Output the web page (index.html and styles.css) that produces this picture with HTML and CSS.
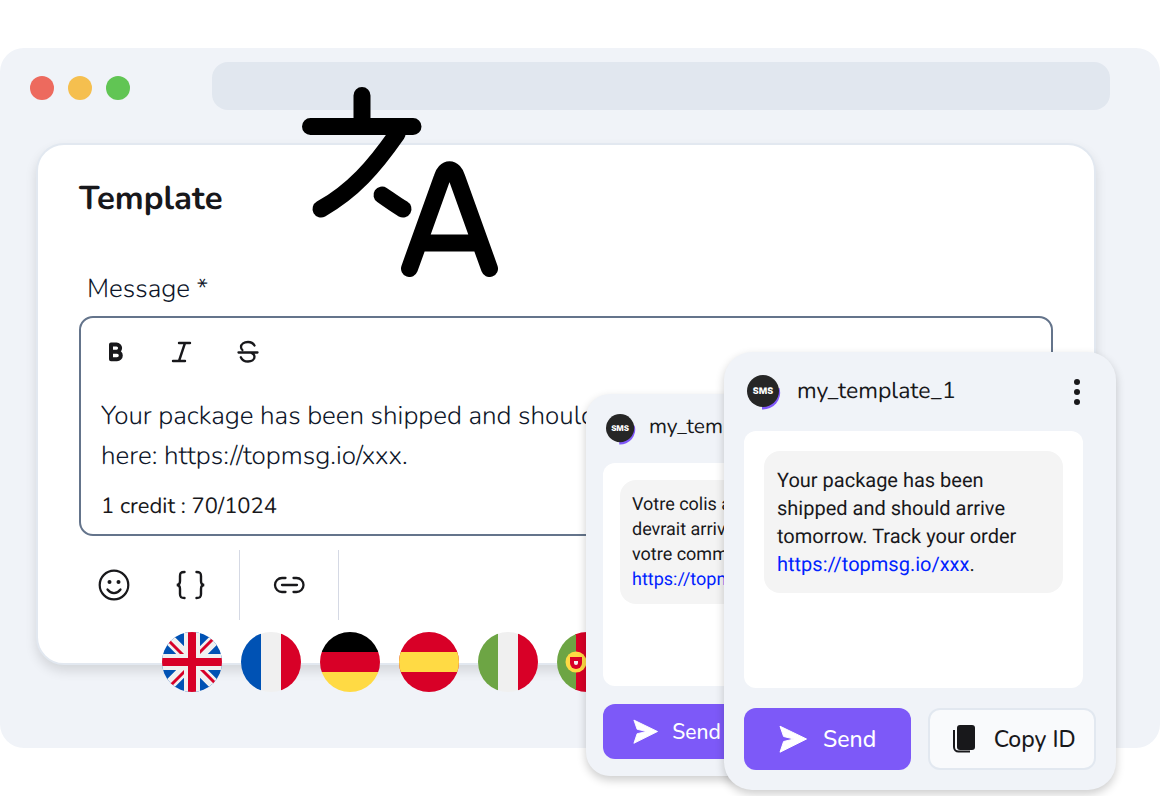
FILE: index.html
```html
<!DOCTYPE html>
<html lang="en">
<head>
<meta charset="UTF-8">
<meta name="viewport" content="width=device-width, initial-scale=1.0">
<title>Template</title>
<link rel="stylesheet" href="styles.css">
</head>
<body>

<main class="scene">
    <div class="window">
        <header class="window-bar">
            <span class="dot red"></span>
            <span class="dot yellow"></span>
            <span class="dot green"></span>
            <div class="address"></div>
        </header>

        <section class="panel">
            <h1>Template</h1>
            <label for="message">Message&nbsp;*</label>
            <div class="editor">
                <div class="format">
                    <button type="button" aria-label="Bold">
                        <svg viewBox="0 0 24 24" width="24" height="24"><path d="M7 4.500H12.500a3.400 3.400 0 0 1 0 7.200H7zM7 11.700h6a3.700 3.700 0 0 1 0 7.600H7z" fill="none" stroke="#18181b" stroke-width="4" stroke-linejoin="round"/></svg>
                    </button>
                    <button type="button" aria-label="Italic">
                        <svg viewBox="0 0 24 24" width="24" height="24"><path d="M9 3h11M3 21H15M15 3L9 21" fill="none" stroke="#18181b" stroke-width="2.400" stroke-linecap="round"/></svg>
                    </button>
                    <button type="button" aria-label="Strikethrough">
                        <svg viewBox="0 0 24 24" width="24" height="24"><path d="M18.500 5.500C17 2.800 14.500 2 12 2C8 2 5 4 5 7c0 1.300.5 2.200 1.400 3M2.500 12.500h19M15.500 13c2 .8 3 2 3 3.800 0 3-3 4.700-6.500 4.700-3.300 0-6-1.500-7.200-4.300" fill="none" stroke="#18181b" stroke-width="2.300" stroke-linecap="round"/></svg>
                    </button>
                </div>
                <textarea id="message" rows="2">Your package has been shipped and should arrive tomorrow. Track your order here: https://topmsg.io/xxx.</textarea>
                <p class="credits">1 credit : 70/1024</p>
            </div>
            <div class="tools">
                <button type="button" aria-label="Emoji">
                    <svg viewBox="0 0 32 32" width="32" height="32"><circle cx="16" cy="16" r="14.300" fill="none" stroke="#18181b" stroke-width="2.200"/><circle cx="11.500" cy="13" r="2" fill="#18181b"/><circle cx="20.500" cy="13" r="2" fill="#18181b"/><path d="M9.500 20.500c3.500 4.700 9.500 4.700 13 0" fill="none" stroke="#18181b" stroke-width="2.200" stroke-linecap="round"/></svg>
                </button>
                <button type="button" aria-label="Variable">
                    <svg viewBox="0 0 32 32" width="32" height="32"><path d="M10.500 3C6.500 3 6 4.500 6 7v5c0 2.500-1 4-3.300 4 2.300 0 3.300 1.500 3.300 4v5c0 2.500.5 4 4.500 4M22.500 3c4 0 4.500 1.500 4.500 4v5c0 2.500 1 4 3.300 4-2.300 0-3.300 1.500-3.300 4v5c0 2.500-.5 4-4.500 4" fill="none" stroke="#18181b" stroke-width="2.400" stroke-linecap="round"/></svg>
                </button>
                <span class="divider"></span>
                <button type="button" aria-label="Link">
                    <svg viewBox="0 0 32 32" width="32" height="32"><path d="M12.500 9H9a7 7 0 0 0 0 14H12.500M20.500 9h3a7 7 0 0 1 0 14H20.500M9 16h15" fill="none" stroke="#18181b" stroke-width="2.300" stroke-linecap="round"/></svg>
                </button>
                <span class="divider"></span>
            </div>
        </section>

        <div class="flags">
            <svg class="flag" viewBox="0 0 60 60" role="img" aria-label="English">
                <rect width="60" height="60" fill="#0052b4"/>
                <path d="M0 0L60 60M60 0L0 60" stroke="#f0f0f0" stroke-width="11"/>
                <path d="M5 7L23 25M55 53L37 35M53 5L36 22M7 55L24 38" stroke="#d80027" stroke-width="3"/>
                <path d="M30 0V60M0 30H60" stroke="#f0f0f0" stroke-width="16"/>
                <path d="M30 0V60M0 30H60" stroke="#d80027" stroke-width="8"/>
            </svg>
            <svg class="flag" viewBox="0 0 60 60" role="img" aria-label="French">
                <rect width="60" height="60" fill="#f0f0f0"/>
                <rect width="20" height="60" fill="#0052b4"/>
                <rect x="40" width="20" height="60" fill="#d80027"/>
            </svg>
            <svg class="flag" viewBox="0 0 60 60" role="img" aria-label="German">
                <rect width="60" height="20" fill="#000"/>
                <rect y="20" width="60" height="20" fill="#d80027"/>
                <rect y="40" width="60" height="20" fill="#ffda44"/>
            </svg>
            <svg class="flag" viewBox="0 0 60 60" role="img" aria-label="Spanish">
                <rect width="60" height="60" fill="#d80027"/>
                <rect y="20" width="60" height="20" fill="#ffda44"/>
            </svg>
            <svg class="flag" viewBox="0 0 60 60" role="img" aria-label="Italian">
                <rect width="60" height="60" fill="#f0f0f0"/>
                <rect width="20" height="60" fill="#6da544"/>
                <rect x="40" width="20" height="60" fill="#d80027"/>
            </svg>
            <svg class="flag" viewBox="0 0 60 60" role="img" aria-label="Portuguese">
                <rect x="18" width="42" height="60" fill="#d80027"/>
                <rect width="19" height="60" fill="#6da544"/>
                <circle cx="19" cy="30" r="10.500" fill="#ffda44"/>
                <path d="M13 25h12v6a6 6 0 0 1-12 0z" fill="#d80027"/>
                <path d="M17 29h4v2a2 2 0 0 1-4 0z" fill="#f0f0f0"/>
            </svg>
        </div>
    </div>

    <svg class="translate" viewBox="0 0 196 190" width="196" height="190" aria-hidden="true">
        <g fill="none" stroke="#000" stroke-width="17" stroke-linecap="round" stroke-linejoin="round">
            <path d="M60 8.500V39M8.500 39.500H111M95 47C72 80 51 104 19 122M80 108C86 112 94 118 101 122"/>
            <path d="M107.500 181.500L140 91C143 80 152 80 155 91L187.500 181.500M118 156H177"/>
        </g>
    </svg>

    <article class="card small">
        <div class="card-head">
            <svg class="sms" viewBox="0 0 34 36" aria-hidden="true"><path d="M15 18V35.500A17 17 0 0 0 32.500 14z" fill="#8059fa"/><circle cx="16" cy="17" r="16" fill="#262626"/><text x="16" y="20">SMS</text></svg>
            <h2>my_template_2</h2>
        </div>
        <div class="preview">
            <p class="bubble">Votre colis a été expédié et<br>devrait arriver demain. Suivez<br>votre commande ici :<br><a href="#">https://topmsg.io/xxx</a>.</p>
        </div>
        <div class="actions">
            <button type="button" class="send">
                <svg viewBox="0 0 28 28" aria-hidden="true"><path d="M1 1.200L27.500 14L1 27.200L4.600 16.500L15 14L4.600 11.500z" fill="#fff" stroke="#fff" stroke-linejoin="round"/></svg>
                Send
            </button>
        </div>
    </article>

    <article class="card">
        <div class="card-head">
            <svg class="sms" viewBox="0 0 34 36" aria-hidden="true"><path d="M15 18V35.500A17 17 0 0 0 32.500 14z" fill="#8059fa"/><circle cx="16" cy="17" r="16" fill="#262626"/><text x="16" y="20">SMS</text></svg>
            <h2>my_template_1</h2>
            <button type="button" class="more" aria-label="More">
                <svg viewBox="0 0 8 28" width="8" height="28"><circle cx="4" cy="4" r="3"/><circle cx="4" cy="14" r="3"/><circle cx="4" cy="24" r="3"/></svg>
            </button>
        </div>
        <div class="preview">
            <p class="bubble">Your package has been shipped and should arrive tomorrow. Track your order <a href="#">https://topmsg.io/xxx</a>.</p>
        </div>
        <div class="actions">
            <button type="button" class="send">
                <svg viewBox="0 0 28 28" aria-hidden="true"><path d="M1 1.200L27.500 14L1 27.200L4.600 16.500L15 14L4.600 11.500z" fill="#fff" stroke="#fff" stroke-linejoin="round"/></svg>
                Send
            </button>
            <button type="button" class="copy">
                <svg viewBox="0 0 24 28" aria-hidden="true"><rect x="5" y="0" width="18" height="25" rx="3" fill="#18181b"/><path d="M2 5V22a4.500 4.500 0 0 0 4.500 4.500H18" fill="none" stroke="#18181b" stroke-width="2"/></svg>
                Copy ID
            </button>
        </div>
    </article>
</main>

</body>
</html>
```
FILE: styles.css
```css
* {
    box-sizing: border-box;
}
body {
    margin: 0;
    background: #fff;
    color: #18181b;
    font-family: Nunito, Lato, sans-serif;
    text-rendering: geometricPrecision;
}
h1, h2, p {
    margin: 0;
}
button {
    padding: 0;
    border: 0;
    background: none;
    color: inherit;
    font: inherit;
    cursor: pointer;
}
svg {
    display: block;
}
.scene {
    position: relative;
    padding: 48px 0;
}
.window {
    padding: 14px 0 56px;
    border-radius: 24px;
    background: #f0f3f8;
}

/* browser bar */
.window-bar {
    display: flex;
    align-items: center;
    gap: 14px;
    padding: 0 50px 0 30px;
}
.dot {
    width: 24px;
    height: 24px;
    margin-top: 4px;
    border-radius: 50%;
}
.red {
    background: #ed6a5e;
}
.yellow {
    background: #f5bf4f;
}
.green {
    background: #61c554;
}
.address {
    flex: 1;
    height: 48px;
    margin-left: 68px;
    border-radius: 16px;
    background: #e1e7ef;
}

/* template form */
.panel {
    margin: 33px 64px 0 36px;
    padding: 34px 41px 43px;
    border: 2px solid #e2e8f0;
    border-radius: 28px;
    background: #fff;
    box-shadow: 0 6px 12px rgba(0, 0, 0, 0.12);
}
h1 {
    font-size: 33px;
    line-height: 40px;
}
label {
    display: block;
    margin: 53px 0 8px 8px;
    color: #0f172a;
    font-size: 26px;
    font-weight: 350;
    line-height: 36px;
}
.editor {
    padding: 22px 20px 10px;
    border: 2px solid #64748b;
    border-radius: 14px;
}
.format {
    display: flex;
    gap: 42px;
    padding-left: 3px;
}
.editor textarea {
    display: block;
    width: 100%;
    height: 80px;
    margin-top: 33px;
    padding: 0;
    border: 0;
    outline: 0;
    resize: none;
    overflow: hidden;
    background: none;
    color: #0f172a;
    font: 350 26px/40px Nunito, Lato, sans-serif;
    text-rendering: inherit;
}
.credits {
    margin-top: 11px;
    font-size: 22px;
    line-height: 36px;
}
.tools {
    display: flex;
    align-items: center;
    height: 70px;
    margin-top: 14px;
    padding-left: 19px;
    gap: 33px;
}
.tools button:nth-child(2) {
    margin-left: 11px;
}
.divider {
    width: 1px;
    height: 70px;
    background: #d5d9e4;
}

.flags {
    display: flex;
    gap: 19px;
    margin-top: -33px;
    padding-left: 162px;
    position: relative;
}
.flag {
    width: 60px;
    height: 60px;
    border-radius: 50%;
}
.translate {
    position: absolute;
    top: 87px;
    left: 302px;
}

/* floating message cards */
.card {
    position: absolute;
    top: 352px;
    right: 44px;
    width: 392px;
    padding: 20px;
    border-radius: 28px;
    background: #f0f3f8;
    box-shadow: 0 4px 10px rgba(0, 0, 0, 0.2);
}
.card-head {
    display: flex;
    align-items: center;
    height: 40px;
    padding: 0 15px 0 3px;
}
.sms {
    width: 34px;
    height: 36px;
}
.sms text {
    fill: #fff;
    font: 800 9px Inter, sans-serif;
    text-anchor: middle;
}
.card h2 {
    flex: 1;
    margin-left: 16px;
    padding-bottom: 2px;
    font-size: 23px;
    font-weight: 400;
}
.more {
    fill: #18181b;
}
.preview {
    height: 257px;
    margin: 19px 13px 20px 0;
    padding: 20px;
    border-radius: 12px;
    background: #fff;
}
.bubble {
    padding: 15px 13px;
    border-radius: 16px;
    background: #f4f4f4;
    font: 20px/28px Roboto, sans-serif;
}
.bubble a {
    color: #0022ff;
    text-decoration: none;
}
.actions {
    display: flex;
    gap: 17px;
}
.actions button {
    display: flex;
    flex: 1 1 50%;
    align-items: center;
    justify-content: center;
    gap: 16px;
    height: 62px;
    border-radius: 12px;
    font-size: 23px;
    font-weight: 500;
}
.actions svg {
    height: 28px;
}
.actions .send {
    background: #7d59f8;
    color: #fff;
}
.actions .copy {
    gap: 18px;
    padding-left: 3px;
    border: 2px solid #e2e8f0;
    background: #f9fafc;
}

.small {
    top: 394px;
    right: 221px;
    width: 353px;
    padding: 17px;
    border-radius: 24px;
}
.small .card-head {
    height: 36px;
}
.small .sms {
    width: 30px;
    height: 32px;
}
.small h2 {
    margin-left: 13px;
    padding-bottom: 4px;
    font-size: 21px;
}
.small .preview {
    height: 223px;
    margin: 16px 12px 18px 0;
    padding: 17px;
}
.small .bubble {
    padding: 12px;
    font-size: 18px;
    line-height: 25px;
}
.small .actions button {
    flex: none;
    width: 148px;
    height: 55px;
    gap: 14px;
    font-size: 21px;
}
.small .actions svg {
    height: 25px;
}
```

* [TASK STATEMENT] Find the lines containing "index" and list every one of them.

* [ANSWER IN FULL]
Output the web page (index.html and styles.css) that produces this picture with HTML and CSS.
FILE: index.html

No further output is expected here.